By Rebecca Siciliano, Managing Director of Tiger Recruitment

For many small firms, the time will come when instead of working in your home office, you’ll need to move into an office or hotdesk in a small co-working space. While it may, on the surface, seem quite straightforward, there are plenty of moving parts to manage when setting up an office. Here are our top five:

Permissions

It’s essential to know what changes you can make to a space before moving in. Some rented offices will have restrictions on what you can do, ranging from hanging artwork or branding on the wall to installing additional power points. As such, before touching anything, you will need to review your contract, establishing what is within your remit as a renter. It is also worth understanding from the outset what condition the office is expected to be left in upon departure – knowing this upfront will influence any changes going forward and potentially save a headache further down the line. 

Layout 

The layout of the office will depend on the working styles of your employees, the work you’re doing and the culture you wish to encourage. If your teams are required to collaborate with cross-functional teams, an open-plan working environment might work best, but if it’s more of a heads-down environment, a closed-plan design may be more appropriate. This will also be impacted by the size and shape of the office as a whole, as well as the location of internet ports and power points. 

Equipment

No office is complete without equipment, but it’s much more than ordering desks and chairs and hoping for the best. The space will need to be measured and a floorplan drawn up, depending on your layout decisions. 

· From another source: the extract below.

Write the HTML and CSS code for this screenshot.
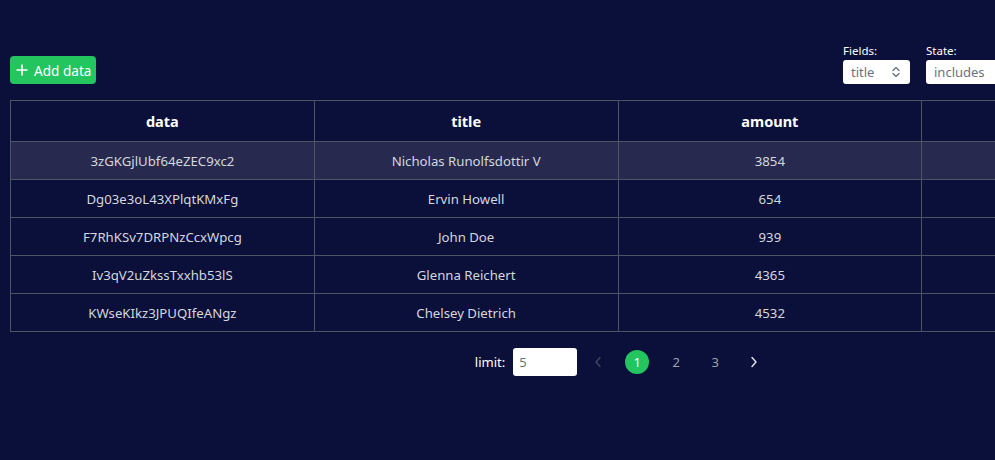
FILE: index.html
```
<!DOCTYPE html>
<html lang="en">
<head>
<meta charset="utf-8">
<title>Data table</title>
<link rel="stylesheet" href="styles.css">
</head>
<body>
<div class="page">
  <div class="toolbar">
    <button class="add-btn" type="button">
      <svg class="plus" viewBox="0 0 12 12" width="12" height="12"><path d="M6 0.5v11M0.5 6h11" stroke="#fff" stroke-width="1.6" fill="none"/></svg>
      <span>Add data</span>
    </button>
    <div class="filters">
      <div class="field">
        <span class="field-label">Fields:</span>
        <span class="select">
          <span class="select-value">title</span>
          <svg class="updown" viewBox="0 0 10 14" width="10" height="14"><path d="M2 5.5L5 2.5L8 5.5M2 8.5L5 11.5L8 8.5" stroke="#6b7280" stroke-width="1.4" fill="none" stroke-linecap="round" stroke-linejoin="round"/></svg>
        </span>
      </div>
      <div class="field">
        <span class="field-label">State:</span>
        <span class="text-input wide">includes</span>
      </div>
    </div>
  </div>

  <table class="grid">
    <thead>
      <tr><th>data</th><th>title</th><th>amount</th><th></th></tr>
    </thead>
    <tbody>
      <tr class="hover"><td>3zGKGjlUbf64eZEC9xc2</td><td>Nicholas Runolfsdottir V</td><td>3854</td><td></td></tr>
      <tr><td>Dg03e3oL43XPlqtKMxFg</td><td>Ervin Howell</td><td>654</td><td></td></tr>
      <tr><td>F7RhKSv7DRPNzCcxWpcg</td><td>John Doe</td><td>939</td><td></td></tr>
      <tr><td>Iv3qV2uZkssTxxhb53lS</td><td>Glenna Reichert</td><td>4365</td><td></td></tr>
      <tr><td>KWseKIkz3JPUQIfeANgz</td><td>Chelsey Dietrich</td><td>4532</td><td></td></tr>
    </tbody>
  </table>

  <div class="pager">
    <span class="limit-label">limit:</span>
    <span class="limit-input">5</span>
    <div class="pages">
      <span class="arrow disabled"><svg viewBox="0 0 8 12" width="8" height="12"><path d="M6 1.5L2 6l4 4.5" stroke="currentColor" stroke-width="1.4" fill="none" stroke-linecap="round" stroke-linejoin="round"/></svg></span>
      <span class="page-num active">1</span>
      <span class="page-num">2</span>
      <span class="page-num">3</span>
      <span class="arrow"><svg viewBox="0 0 8 12" width="8" height="12"><path d="M2 1.5L6 6l-4 4.5" stroke="currentColor" stroke-width="1.4" fill="none" stroke-linecap="round" stroke-linejoin="round"/></svg></span>
    </div>
  </div>
</div>
</body>
</html>
```
FILE: styles.css
```
html {
  background: #0b103a;
}
body {
  margin: 0;
  padding: 0;
  background: #0b103a;
  font-family: "Noto Sans", "Open Sans", sans-serif;
  color: #d4d7de;
  font-size: 13px;
}
.page {
  width: 1216px;
  padding: 42px 10px 0 10px;
}
.toolbar {
  display: flex;
  justify-content: space-between;
  align-items: flex-end;
  height: 42px;
}
.add-btn {
  display: flex;
  align-items: center;
  gap: 6px;
  height: 28px;
  padding: 0 5px 0 6px;
  background: #22c55e;
  border: none;
  border-radius: 4px;
  color: #fff;
  font-family: inherit;
  font-size: 13.6px;
}
.plus { display: block; }
.filters {
  display: flex;
  gap: 16px;
  align-items: flex-end;
}
.field {
  display: flex;
  flex-direction: column;
  gap: 1px;
}
.field-label {
  color: #fff;
  font-size: 11.5px;
  line-height: 16px;
}
.select {
  display: flex;
  align-items: center;
  justify-content: space-between;
  width: 67px;
  height: 24px;
  box-sizing: border-box;
  padding: 0 9px 0 8px;
  background: #fff;
  border-radius: 3px;
  color: #6b7280;
  font-size: 13px;
}
.updown { display: block; }
.text-input {
  display: flex;
  align-items: center;
  height: 24px;
  box-sizing: border-box;
  padding: 0 8px;
  background: #fff;
  border-radius: 3px;
  color: #6b7280;
  font-size: 13px;
}
.text-input.wide { width: 300px; }
.grid {
  margin-top: 16px;
  width: 1216px;
  border-collapse: collapse;
  table-layout: fixed;
}
.grid th, .grid td {
  border: 1px solid #4b5563;
  text-align: center;
  padding: 0;
}
.grid th {
  height: 40px;
  color: #fff;
  font-size: 14.5px;
  font-weight: 700;
}
.grid td {
  height: 37px;
  font-size: 13.2px;
}
.grid tr.hover td { background: #272a4e; }
.pager {
  display: flex;
  justify-content: center;
  align-items: center;
  margin-top: 16px;
  padding-left: 5px;
  height: 28px;
}
.limit-label {
  color: #fff;
  font-size: 13px;
  margin-right: 8px;
}
.limit-input {
  display: flex;
  align-items: center;
  width: 64px;
  height: 28px;
  box-sizing: border-box;
  padding: 0 6px;
  background: #fff;
  border-radius: 3px;
  color: #6b7280;
  font-size: 13px;
}
.pages {
  display: flex;
  align-items: center;
  gap: 15px;
  margin-left: 9px;
}
.arrow, .page-num {
  display: flex;
  align-items: center;
  justify-content: center;
  width: 24px;
  height: 24px;
  color: #9ca3af;
  font-size: 13px;
}
.arrow { color: #e5e7eb; }
.arrow.disabled { color: #3f4663; }
.page-num.active {
  background: #22c55e;
  color: #fff;
  border-radius: 50%;
}
```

You will then need to choose the types of desks that best suits your team – will they be adjustable, or flexible in terms of offering a standing option? Once this decision is made, you can look to source chairs and storage options. It’s at this stage where budgets will also come into play. With a huge range of makes and models on the market, knowing how much you have to spend will guide your choices. 

And if you are strapped for space, why not consider hot-desking? This option is particularly effective these days, as many employees like to have the option to work flexibly, or from home. 

Technology

Technology can be broken up into two areas: the technology employees will use, and the infrastructure required to operate them. 

If you are welcoming new employees, you’ll need to make sure they have all the equipment they need – this could be desktops, phones and accompanying tools, or laptops and work mobiles. 


If you are working with desktops, internet ports become an essential consideration – will there be enough for every computer? Will you need to install additional ports and, if so, how much will this cost? Laptops offer a little more flexibility as they rely on WiFi. However, this means you’ll need to investigate the scope of the internet connection – is it strong enough to have every employee using it at the same time? 

You’ll need to take the same approach to phones, printers, photocopiers and servers, considering where they will be placed and what infrastructure you’ll need. 

Supplies

With the desk, computer and storage sorted, it’s now down to the detail. You’ll need to source printer paper, pens, mouse mats, notebooks and other stationery supplies, depending on the requirements of the team. You may also want to order more kitchen equipment such as crockery, glassware and a coffee machine. If you use letterheads, business cards or compliments slips, now is the time to design and order these with your new address. 


It is at this point that you can also consider extra details that will make the office a positive place to work. For example, will you be introducing indoor plants to the space, or hanging artwork on the walls? Perhaps you could investigate decals (wall transfers) on the wall or other branded materials? It is worth asking your colleagues about their ideas for this, as the more input they have, the more likely they’ll enjoy the working environment.